» What this task involves: Count every line where "would" occurs. Give the total alone.
▽
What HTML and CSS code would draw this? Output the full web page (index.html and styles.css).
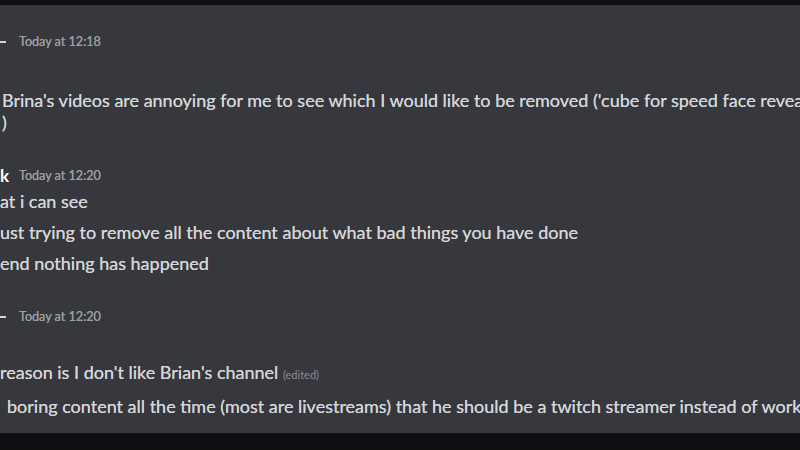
FILE: index.html
```html
<!DOCTYPE html>
<html>
<head>
<meta charset="utf-8">
<link rel="stylesheet" href="styles.css">
</head>
<body>
<div class="topbar"></div>
<main class="chat">
  <div class="header h1"><span class="dash"></span><span class="time">Today at 12:18</span></div>
  <div class="msg m-first">Brina's videos are annoying for me to see which I would like to be removed ('cube for speed face reveal'<br>)</div>

  <div class="header h2"><span class="name">k</span><span class="time">Today at 12:20</span></div>
  <div class="msg m-a">at i can see</div>
  <div class="msg m-b">ust trying to remove all the content about what bad things you have done</div>
  <div class="msg m-b">end nothing has happened</div>

  <div class="header h3"><span class="dash"></span><span class="time">Today at 12:20</span></div>
  <div class="msg m-c">reason is I don't like Brian's channel <span class="edited">(edited)</span></div>
  <div class="msg m-b indent">boring content all the time (most are livestreams) that he should be a twitch streamer instead of working</div>
</main>
<div class="bottombar"></div>
</body>
</html>
```
FILE: styles.css
```css
html, body {
  margin: 0;
  padding: 0;
  width: 800px;
  height: 450px;
  overflow: hidden;
  background: #0f0f11;
}
.topbar {
  height: 5px;
  background: #0f0f11;
}
.bottombar {
  height: 17px;
  background: #0f0f11;
}
.chat {
  height: 428px;
  box-sizing: border-box;
  background: #36383e;
  padding-top: 26px;
  font-family: Lato, "Noto Sans", sans-serif;
  color: #d4d5d7;
  overflow: hidden;
}
.header {
  height: 22px;
  line-height: 22px;
  display: flex;
  align-items: center;
  white-space: nowrap;
}
.dash {
  display: block;
  width: 6px;
  height: 2px;
  background: #d4d5d7;
  margin-right: 13px;
}
.name {
  width: 19px;
  font-size: 17px;
  font-weight: 700;
  color: #ffffff;
  line-height: 22px;
}
.time {
  font-size: 12.6px;
  color: #9c9ea2;
  text-shadow: 0 0 0.4px #9c9ea2;
}
.h2 { margin-top: 32px; }
.h3 { margin-top: 32px; }
.msg {
  font-size: 18px;
  line-height: 22px;
  white-space: nowrap;
  padding-left: 2px;
  text-shadow: 0 0 0.5px #d4d5d7;
}
.m-first { margin-top: 36px; }
.m-a { margin-top: 3px; padding-left: 0; }
.m-b { margin-top: 9px; padding-left: 0; }
.m-c { margin-top: 33px; padding-left: 0; }
.indent { padding-left: 7px; }
.edited {
  font-size: 11px;
  color: #8a8c90;
  text-shadow: none;
}
```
△
» Exercise response: 2